Ensuring the safety and security of our communities
WASHINGTON – The Immigration Reform Law Institute (IRLI) supports the recent announcement that federal immigration authorities will work with county sheriffs to execute Basic Ordering Agreements (BOAs) that will allow local law enforcement authorities (LEAs) to detain criminal illegal aliens in local jails for Immigration and Customs Enforcement (ICE) processing and removal from the United States. At a press conference on Jan. 17, officials from ICE, the National Sheriffs’ Association, and Major County Sheriffs of America announced the phased implementation of the BOAs for seventeen Florida counties.
Traditionally, federal immigration authorities have used detainer requests to ask LEAs to hold an alien until ICE can assume custody. However, as a result of several recent lawsuits and faulty court rulings that LEA compliance with ICE detainer requests violate alleged 4th Amendment rights of illegal aliens, many sheriffs have backed off of holding criminal aliens for fear of lawsuits. BOAs will resolve this issue because under a BOA ICE assumes immediate legal custody of the alien and the LEA is merely housing the alien pursuant to a contract with the federal government.
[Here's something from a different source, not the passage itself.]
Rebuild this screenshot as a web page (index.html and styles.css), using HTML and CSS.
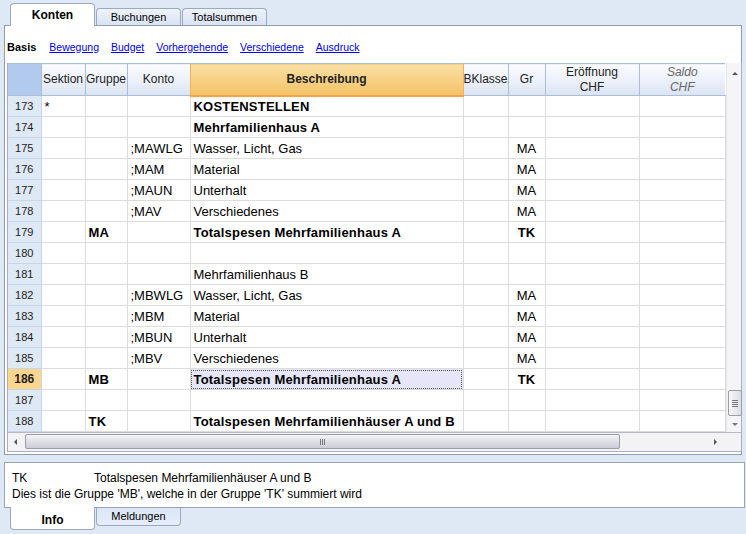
FILE: index.html
```html
<!DOCTYPE html>
<html lang="de">
<head>
    <meta charset="UTF-8">
    <title>Konten</title>
    <link rel="stylesheet" href="styles.css">
</head>
<body>
    <div class="tabs top-tabs">
        <div class="tab active">Konten</div>
        <div class="tab">Buchungen</div>
        <div class="tab">Totalsummen</div>
    </div>

    <div class="panel">
        <div class="views">
            <b>Basis</b>
            <a href="#">Bewegung</a>
            <a href="#">Budget</a>
            <a href="#">Vorhergehende</a>
            <a href="#">Verschiedene</a>
            <a href="#">Ausdruck</a>
        </div>

        <div class="grid-box">
            <div class="grid-main">
                <table class="grid">
                    <colgroup>
                        <col style="width:33px"><col style="width:44px"><col style="width:42px">
                        <col style="width:63px"><col style="width:273px"><col style="width:45px">
                        <col style="width:37px"><col style="width:94px"><col style="width:86px">
                    </colgroup>
                    <thead>
                        <tr>
                            <th class="corner"></th>
                            <th>Sektion</th>
                            <th>Gruppe</th>
                            <th>Konto</th>
                            <th class="sorted">Beschreibung</th>
                            <th>BKlasse</th>
                            <th>Gr</th>
                            <th>Eröffnung<br>CHF</th>
                            <th class="calc">Saldo<br>CHF</th>
                        </tr>
                    </thead>
                    <tbody>
                        <tr><td class="num">173</td><td>*</td><td></td><td></td><td class="b">KOSTENSTELLEN</td><td></td><td></td><td></td><td></td></tr>
                        <tr><td class="num">174</td><td></td><td></td><td></td><td class="b">Mehrfamilienhaus A</td><td></td><td></td><td></td><td></td></tr>
                        <tr><td class="num">175</td><td></td><td></td><td>;MAWLG</td><td>Wasser, Licht, Gas</td><td></td><td class="c">MA</td><td></td><td></td></tr>
                        <tr><td class="num">176</td><td></td><td></td><td>;MAM</td><td>Material</td><td></td><td class="c">MA</td><td></td><td></td></tr>
                        <tr><td class="num">177</td><td></td><td></td><td>;MAUN</td><td>Unterhalt</td><td></td><td class="c">MA</td><td></td><td></td></tr>
                        <tr><td class="num">178</td><td></td><td></td><td>;MAV</td><td>Verschiedenes</td><td></td><td class="c">MA</td><td></td><td></td></tr>
                        <tr><td class="num">179</td><td></td><td class="b">MA</td><td></td><td class="b">Totalspesen Mehrfamilienhaus A</td><td></td><td class="c b">TK</td><td></td><td></td></tr>
                        <tr><td class="num">180</td><td></td><td></td><td></td><td></td><td></td><td></td><td></td><td></td></tr>
                        <tr><td class="num">181</td><td></td><td></td><td></td><td>Mehrfamilienhaus B</td><td></td><td></td><td></td><td></td></tr>
                        <tr><td class="num">182</td><td></td><td></td><td>;MBWLG</td><td>Wasser, Licht, Gas</td><td></td><td class="c">MA</td><td></td><td></td></tr>
                        <tr><td class="num">183</td><td></td><td></td><td>;MBM</td><td>Material</td><td></td><td class="c">MA</td><td></td><td></td></tr>
                        <tr><td class="num">184</td><td></td><td></td><td>;MBUN</td><td>Unterhalt</td><td></td><td class="c">MA</td><td></td><td></td></tr>
                        <tr><td class="num">185</td><td></td><td></td><td>;MBV</td><td>Verschiedenes</td><td></td><td class="c">MA</td><td></td><td></td></tr>
                        <tr class="current"><td class="num">186</td><td></td><td class="b">MB</td><td></td><td class="b focus">Totalspesen Mehrfamilienhaus A</td><td></td><td class="c b">TK</td><td></td><td></td></tr>
                        <tr><td class="num">187</td><td></td><td></td><td></td><td></td><td></td><td></td><td></td><td></td></tr>
                        <tr><td class="num">188</td><td></td><td class="b">TK</td><td></td><td class="b">Totalspesen Mehrfamilienhäuser A und B</td><td></td><td></td><td></td><td></td></tr>
                    </tbody>
                </table>
                <div class="vscroll">
                    <span class="arrow up"></span>
                    <span class="vthumb"><i></i><i></i><i></i><i></i></span>
                    <span class="arrow down"></span>
                </div>
            </div>
            <div class="hscroll">
                <span class="arrow left"></span>
                <span class="hthumb"><i></i><i></i><i></i></span>
                <span class="arrow right"></span>
            </div>
        </div>
    </div>

    <div class="info">
        <div class="info-line"><span class="info-key">TK</span>Totalspesen Mehrfamilienhäuser A und B</div>
        <div class="info-line">Dies ist die Gruppe 'MB', welche in der Gruppe 'TK' summiert wird</div>
    </div>

    <div class="tabs bottom-tabs">
        <div class="tab active">Info</div>
        <div class="tab">Meldungen</div>
    </div>
</body>
</html>
```

FILE: styles.css
```css
body {
    margin: 0;
    background-color: #dfe9f5;
    font-family: "Liberation Sans", Arial, sans-serif;
    font-size: 12px;
    color: #000;
    width: 746px;
    height: 534px;
    overflow: hidden;
}

/* tab strips */
.tabs {
    display: flex;
    padding-left: 10px;
}

.top-tabs {
    height: 25px;
    align-items: flex-end;
    position: relative;
    z-index: 2;
}

.tab {
    box-sizing: border-box;
    width: 85px;
    height: 17px;
    margin-right: 1px;
    border: 1px solid #9daabd;
    background: linear-gradient(#eef3fb, #d9e3f4);
    font-size: 11px;
    text-align: center;
    line-height: 16px;
}

.top-tabs .tab {
    border-bottom: none;
    border-radius: 4px 4px 0 0;
}

.top-tabs .tab.active {
    height: 23px;
    margin-bottom: -1px;
    background: #fff;
    font-weight: bold;
    font-size: 12px;
    line-height: 22px;
}

.bottom-tabs .tab {
    border-top: none;
    border-radius: 0 0 4px 4px;
    height: 18px;
    background: linear-gradient(#dae5f8, #e7eefb);
    line-height: 16px;
}

.bottom-tabs .tab.active {
    height: 23px;
    margin-top: -1px;
    background: #fff;
    font-weight: bold;
    font-size: 12px;
    line-height: 26px;
}

/* main panel */
.panel {
    box-sizing: border-box;
    margin: 0 4px 0 4px;
    height: 430px;
    border: 1px solid #8f9cad;
    background: #fff;
    padding-left: 2px;
}

.views {
    height: 37px;
    display: flex;
    align-items: center;
    font-size: 10.5px;
    padding-top: 4px;
    box-sizing: border-box;
}

.views b {
    font-size: 11px;
    margin-right: 13px;
}

.views a {
    color: #0000ee;
    margin-right: 12px;
}

.grid-box {
    box-sizing: border-box;
    width: 735px;
    border: 1px solid #a7b0bd;
    border-top: none;
}

.grid-main {
    display: flex;
}

/* the grid */
.grid {
    border-collapse: collapse;
    table-layout: fixed;
    width: 717px;
}

.grid th {
    height: 32px;
    box-sizing: border-box;
    padding: 0;
    font-weight: normal;
    color: #222;
    background: linear-gradient(#fbfcff, #e9eef9 60%, #dbe3f2);
    border-left: 1px solid #a9bdd6;
    border-bottom: 1px solid #a9bdd6;
    border-top: 1px solid #a9bdd6;
    line-height: 15px;
    white-space: nowrap;
    overflow: hidden;
}

.grid th.corner {
    background: #b2caed;
    border-left: none;
}

.grid th.sorted {
    font-weight: bold;
    background: linear-gradient(#fae0a6, #f4c264);
    border-bottom: 2px solid #f3a44a;
    border-left-color: #f2b25a;
    border-right: 1px solid #f2b25a;
}

.grid th.calc {
    font-style: italic;
    color: #666;
}

.grid td {
    height: 21px;
    box-sizing: border-box;
    padding: 1px 3px 0 3px;
    border: 1px solid #dcdcdc;
    border-top: none;
    font-size: 13px;
    white-space: nowrap;
    overflow: hidden;
}

.grid td.num {
    background: #dfe8f5;
    border-color: #c7d6ea;
    border-left: none;
    font-size: 11px;
    text-align: center;
    color: #222;
    padding: 0;
}

.grid tr.current td.num {
    background: #fcd68d;
    font-weight: bold;
    font-size: 12px;
}

.grid td.b {
    font-weight: bold;
    letter-spacing: 0.2px;
}

.grid td.c {
    text-align: center;
}

.grid td.focus {
    background: #e6e6f8;
    outline: 1px dotted #555;
    outline-offset: -2px;
}

/* scrollbars */
.vscroll {
    width: 16px;
    background: #f5f4f7;
    border-left: 1px solid #e4e4ea;
    position: relative;
}

.arrow {
    position: absolute;
    width: 0;
    height: 0;
    border: 3px solid transparent;
}

.arrow.up {
    top: 9px;
    left: 5px;
    border-bottom-color: #555;
    border-top-width: 0;
}

.arrow.down {
    bottom: 6px;
    left: 5px;
    border-top-color: #777;
    border-bottom-width: 0;
}

.arrow.left {
    top: 6px;
    left: 6px;
    border-right-color: #555;
    border-left-width: 0;
}

.arrow.right {
    top: 6px;
    right: 24px;
    border-left-color: #555;
    border-right-width: 0;
}

.vthumb {
    position: absolute;
    left: 1px;
    top: 327px;
    width: 12px;
    height: 24px;
    border: 1px solid #9a9ca6;
    border-radius: 2px;
    background: linear-gradient(90deg, #f8f8fa, #dddee4);
    display: flex;
    flex-direction: column;
    align-items: center;
    justify-content: center;
    gap: 1px;
}

.vthumb i {
    width: 6px;
    height: 1px;
    background: #777;
}

.hscroll {
    height: 18px;
    background: #f3f3f5;
    border-top: 1px solid #b7bac2;
    position: relative;
}

.hthumb {
    position: absolute;
    left: 17px;
    top: 1px;
    width: 593px;
    height: 13px;
    border: 1px solid #9a9ca6;
    border-radius: 2px;
    background: linear-gradient(#f4f4f7, #dcdde3 60%, #cbccd4);
    display: flex;
    justify-content: center;
    align-items: center;
    gap: 1px;
}

.hthumb i {
    width: 1px;
    height: 6px;
    background: #777;
}

/* info box */
.info {
    box-sizing: border-box;
    margin: 7px 1px 0 4px;
    height: 46px;
    border: 1px solid #9aa3ae;
    background: #fff;
    padding: 7px 0 0 7px;
}

.info-line {
    line-height: 16px;
}

.info-key {
    display: inline-block;
    width: 82px;
}
```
A BOA is authorized by federal law and is analogous to what is being done in jails throughout the country that have contracts with the U.S. Marshals Service.
“This action is a positive step to remove the threat of litigation against local sheriffs who receive ICE detainers,” said Dale L. Wilcox, IRLI’s executive director and general counsel. “The agreement will reveal who has been hiding behind 4th amendment concerns to shield illegal aliens, and who is truly committed to protecting the lawful residents in their communities.”
IRLI has fought in support of detainer requests for criminal illegal aliens, filing a friend-of-the-court brief in Mendez v. Bradshaw, a challenge to ICE detainer requests, and in El Cenizo et al v. Texas, in support of the new Texas statute that requires all local police agencies in the state to honor immigration detainers issued by ICE.